Hopes had risen ahead of a meeting of Asian and European heads of government that the two sides, including Ukrainian Petro Poroshenko, could make progress in enforcing a shaky ceasefire that was agreed last month and begin to unwind some of the sanctions that have badly affected confidence in both the Russian and European economies.
However, such hopes got their first dampener last night after a tough two-and-a-half hour session of negotiations between Putin and German Chancellor Angela Merkel. The Kremlin put out a statement saying that the two had “serious differences in views on the source of Ukraine’s domestic conflict, as well as root causes for what is happening there today.”
Things didn’t go any more smoothly Friday morning at a working breakfast with an expanded circle of leaders (including Merkel again). Putin’s spokesmen Dmitry Peskov told reporters after the meeting that “from many participants there was a complete lack of desire to understand the reality of the situation in Ukraine.”
Merkel’s spokesman Steffen Seibert tweeted: “So far no breakthrough; rapprochement on some points of detail. Central point: will Ukraine’s territorial integrity be respected?”
U.K. Prime Minister David Cameron said Putin had reassured them he doesn’t want to create another “frozen conflict” in eastern Europe, a reference to pro-Russian enclaves in the former Soviet republics of Georgia and Moldova that have no officials status.
“But if that is the case then Russia needs to take the action to put in place all that has been agreed – getting Russian troops out of Ukraine, getting heavy weapons out of Ukraine, respecting all the agreements and only recognising one legitimate set of Ukrainian elections.”
“If those things don’t happen then the European Union, Britain included, must keep in place the sanctions and the pressure so that we don’t have this kind of conflict in our continent,” Cameron said.
Putin might be forgiven for not being absolutely on top of his game at the breakfast. After his talks with Merkel ended at 1.30 in the morning, he had gone on to pay a visit to the disgraced former Italian premier Silvio Berlusconi, staying at his house till 3 a.m., according to Peskov.
Berlusconi, who has been convicted of tax fraud and embroiled in allegations of having sex with an underage prostitute at one of a series of wild late-night parties, was one of Putin’s biggest advocates in the E.U. while he was in power.

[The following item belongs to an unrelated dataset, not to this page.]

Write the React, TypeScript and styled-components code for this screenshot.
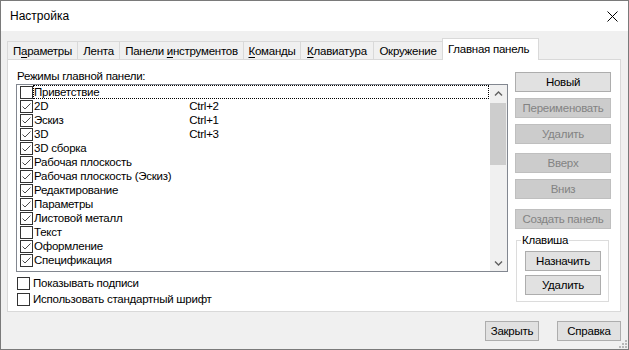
import styled, { createGlobalStyle } from "styled-components";

const UiFont = `"Liberation Sans", "Noto Sans", sans-serif`;
const TextSize = "11.5px";
const Tracking = "-0.25px";

const GlobalStyle = createGlobalStyle`
  html, body {
    margin: 0;
    padding: 0;
    background: #ffffff;
  }
  body {
    font-family: ${UiFont};
    font-size: ${TextSize};
    letter-spacing: ${Tracking};
    color: #000000;
  }
`;

const Window = styled.div`
  position: relative;
  width: 629px;
  height: 350px;
  box-sizing: border-box;
  border: 1px solid #7a7a7a;
  display: flex;
  flex-direction: column;
  background: #f0f0f0;
  overflow: hidden;
`;

const TitleBar = styled.div`
  height: 30px;
  flex: 0 0 30px;
  background: #ffffff;
  display: flex;
  align-items: center;
  justify-content: space-between;
  padding: 0 10px 0 9px;
  font-size: 12px;
  letter-spacing: 0;
  line-height: 16px;
`;

const Body = styled.div`
  flex: 1;
  display: flex;
  flex-direction: column;
  padding: 5px 7px 0 6px;
`;

const TabStrip = styled.div`
  display: flex;
  align-items: flex-end;
  height: 23px;
  flex: 0 0 23px;
`;

const Tab = styled.div<{ $w: number; $active?: boolean }>`
  width: ${(p) => p.$w}px;
  box-sizing: border-box;
  height: ${(p) => (p.$active ? 22 : 18)}px;
  margin-right: -1px;
  margin-bottom: ${(p) => (p.$active ? -1 : 0)}px;
  border: 1px solid #d9d9d9;
  border-bottom: none;
  background: ${(p) => (p.$active ? "#ffffff" : "#f0f0f0")};
  display: flex;
  align-items: center;
  justify-content: ${(p) => (p.$active ? "flex-start" : "center")};
  padding: ${(p) => (p.$active ? "0 0 2px 5px" : "0")};
  white-space: nowrap;
  position: relative;
  z-index: ${(p) => (p.$active ? 1 : 0)};
  line-height: 16px;
`;

const Mn = styled.span`
  text-decoration: underline;
  text-underline-offset: 2px;
`;

const Panel = styled.div`
  height: 253px;
  flex: 0 0 253px;
  box-sizing: border-box;
  border: 1px solid #d9d9d9;
  background: #ffffff;
  display: flex;
  gap: 7px;
  padding: 0 9px 0 8px;
`;

const LeftCol = styled.div`
  width: 492px;
  display: flex;
  flex-direction: column;
  padding-top: 8px;
`;

const Caption = styled.div`
  line-height: 16px;
  height: 16px;
  padding-left: 1px;
`;

const ListBox = styled.div`
  height: 188px;
  box-sizing: border-box;
  border: 1px solid #828790;
  display: flex;
  background: #ffffff;
`;

const Items = styled.div`
  flex: 1;
  display: flex;
  flex-direction: column;
`;

const Row = styled.div`
  height: 14px;
  display: flex;
  align-items: center;
  padding-left: 3px;
`;

const RowLabel = styled.div<{ $focus?: boolean }>`
  flex: 1;
  height: 14px;
  box-sizing: border-box;
  margin-right: 1px;
  border: 1px dotted ${(p) => (p.$focus ? "#000000" : "transparent")};
  display: flex;
  align-items: center;
  line-height: 12px;
  white-space: nowrap;
`;

const Name = styled.span`
  width: 140px;
`;

const Shortcut = styled.span`
  width: 60px;
  text-align: center;
`;

const Box = styled.span`
  width: 13px;
  height: 13px;
  flex: 0 0 13px;
  box-sizing: border-box;
  border: 1px solid #333333;
  background: #ffffff;
  display: flex;
  align-items: center;
  justify-content: center;
`;

const ScrollBar = styled.div`
  width: 17px;
  background: #f0f0f0;
  display: flex;
  flex-direction: column;
`;

const ScrollArrow = styled.div`
  height: 17px;
  display: flex;
  align-items: center;
  justify-content: center;
`;

const ScrollTrack = styled.div`
  flex: 1;
  display: flex;
  flex-direction: column;
`;

const Thumb = styled.div`
  height: 62px;
  margin: 1px 1px 0 0;
  background: #cdcdcd;
`;

const OptionRow = styled.div<{ $first?: boolean }>`
  height: 16px;
  display: flex;
  align-items: center;
  gap: 3px;
  padding-left: 1px;
  margin-top: ${(p) => (p.$first ? 3 : 0)}px;
  line-height: 14px;
`;

const RightCol = styled.div`
  width: 96px;
  display: flex;
  flex-direction: column;
  padding-top: 12px;
`;

const Button = styled.button<{ $w?: number; $mt?: number }>`
  width: ${(p) => (p.$w ? `${p.$w}px` : "100%")};
  height: 20px;
  margin: ${(p) => p.$mt ?? 0}px 0 0 0;
  padding: 0;
  box-sizing: border-box;
  font-family: ${UiFont};
  font-size: ${TextSize};
  letter-spacing: ${Tracking};
  line-height: 16px;
  white-space: nowrap;
  color: #000000;
  background: #e1e1e1;
  border: 1px solid #adadad;
  border-radius: 0;

  &:disabled {
    color: #838383;
    background: #cccccc;
    border-color: #bfbfbf;
  }
`;

const Group = styled.fieldset`
  margin: 4px 2px 0 1px;
  padding: 0 7px 6px 8px;
  border: 1px solid #dcdcdc;
  min-width: 0;
  display: flex;
  flex-direction: column;
`;

const GroupTitle = styled.legend`
  padding: 0 1px;
  margin-left: -4px;
  line-height: 14px;
`;

const Footer = styled.div`
  display: flex;
  justify-content: flex-end;
  gap: 18px;
  padding-top: 9px;
`;

const Grip = styled.svg`
  position: absolute;
  right: 1px;
  bottom: 1px;
`;

type Item = { name: string; on: boolean; key?: string };

const items: Item[] = [
  { name: "Приветствие", on: false },
  { name: "2D", on: true, key: "Ctrl+2" },
  { name: "Эскиз", on: true, key: "Ctrl+1" },
  { name: "3D", on: true, key: "Ctrl+3" },
  { name: "3D сборка", on: true },
  { name: "Рабочая плоскость", on: true },
  { name: "Рабочая плоскость (Эскиз)", on: true },
  { name: "Редактирование", on: true },
  { name: "Параметры", on: true },
  { name: "Листовой металл", on: true },
  { name: "Текст", on: false },
  { name: "Оформление", on: true },
  { name: "Спецификация", on: true },
];

const Check = ({ on }: { on: boolean }) => (
  <Box>
    {on && (
      <svg width="11" height="11" viewBox="0 0 11 11">
        <polyline points="1.5,5.5 4,8 9.5,2.5" fill="none" stroke="#4a4a4a" strokeWidth="1" />
      </svg>
    )}
  </Box>
);

const Chevron = ({ down }: { down?: boolean }) => (
  <svg width="9" height="6" viewBox="0 0 9 6">
    <polyline
      points={down ? "1,1.5 4.5,5 8,1.5" : "1,4.5 4.5,1 8,4.5"}
      fill="none"
      stroke="#606060"
      strokeWidth="1.4"
    />
  </svg>
);

export default function App() {
  return (
    <>
      <GlobalStyle />
      <Window>
        <TitleBar>
          <span>Настройка</span>
          <svg width="11" height="11" viewBox="0 0 11 11">
            <path d="M0.5 0.5 L10.5 10.5 M10.5 0.5 L0.5 10.5" stroke="#000" strokeWidth="1" />
          </svg>
        </TitleBar>
        <Body>
          <TabStrip>
            <Tab $w={71}>
              <span>
                П<Mn>а</Mn>раметры
              </span>
            </Tab>
            <Tab $w={43}>Лента</Tab>
            <Tab $w={125}>
              <span>
                Панели <Mn>и</Mn>нструментов
              </span>
            </Tab>
            <Tab $w={58}>
              <span>
                <Mn>К</Mn>оманды
              </span>
            </Tab>
            <Tab $w={74}>
              <span>
                <Mn>К</Mn>лавиатура
              </span>
            </Tab>
            <Tab $w={70}>Окружение</Tab>
            <Tab $w={97} $active>
              Главная панель
            </Tab>
          </TabStrip>
          <Panel>
            <LeftCol>
              <Caption>Режимы главной панели:</Caption>
              <ListBox>
                <Items>
                  {items.map((it, i) => (
                    <Row key={it.name}>
                      <Check on={it.on} />
                      <RowLabel $focus={i === 0}>
                        <Name>{it.name}</Name>
                        {it.key && <Shortcut>{it.key}</Shortcut>}
                      </RowLabel>
                    </Row>
                  ))}
                </Items>
                <ScrollBar>
                  <ScrollArrow>
                    <Chevron />
                  </ScrollArrow>
                  <ScrollTrack>
                    <Thumb />
                  </ScrollTrack>
                  <ScrollArrow>
                    <Chevron down />
                  </ScrollArrow>
                </ScrollBar>
              </ListBox>
              <OptionRow $first>
                <Check on={false} />
                <span>Показывать подписи</span>
              </OptionRow>
              <OptionRow>
                <Check on={false} />
                <span>Использовать стандартный шрифт</span>
              </OptionRow>
            </LeftCol>
            <RightCol>
              <Button>Новый</Button>
              <Button $mt={6} disabled>
                Переименовать
              </Button>
              <Button $mt={6} disabled>
                Удалить
              </Button>
              <Button $mt={9} disabled>
                Вверх
              </Button>
              <Button $mt={6} disabled>
                Вниз
              </Button>
              <Button $mt={10} disabled>
                Создать панель
              </Button>
              <Group>
                <GroupTitle>Клавиша</GroupTitle>
                <Button $w={76} $mt={4}>
                  Назначить
                </Button>
                <Button $w={76} $mt={4}>
                  Удалить
                </Button>
              </Group>
            </RightCol>
          </Panel>
          <Footer>
            <Button $w={54}>Закрыть</Button>
            <Button $w={64}>Справка</Button>
          </Footer>
        </Body>
        <Grip width="8" height="8" viewBox="0 0 8 8">
          <rect x="6" y="0" width="2" height="2" fill="#b8b8b8" />
          <rect x="3" y="3" width="2" height="2" fill="#b8b8b8" />
          <rect x="6" y="3" width="2" height="2" fill="#b8b8b8" />
          <rect x="0" y="6" width="2" height="2" fill="#b8b8b8" />
          <rect x="3" y="6" width="2" height="2" fill="#b8b8b8" />
          <rect x="6" y="6" width="2" height="2" fill="#b8b8b8" />
        </Grip>
      </Window>
    </>
  );
}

Both Russia and Europe badly need to patch up their differences to revive their economies, which are both stalling.
“Putin’s war against Ukraine and other geopolitical concerns seriously dented German business confidence and investment from May 2014 onwards,” Holger Schmieding, chief economist at Berenberg Bank, said in a note to clients this week, adding that this has had knock-on effects in the rest of the Eurozone.
In Russia, meanwhile, the ruble on Friday rebounded only weakly from the all-time lows it had posted against the dollar and euro earlier in the week. Already under pressure from a sharp slowdown in growth, the currency has hit a series of historic lows as global oil prices have headed south. Oil and gas account for the vast bulk of Russia’s exports. Prices for its other big exports such as steel and grain are also close to multi-year lows.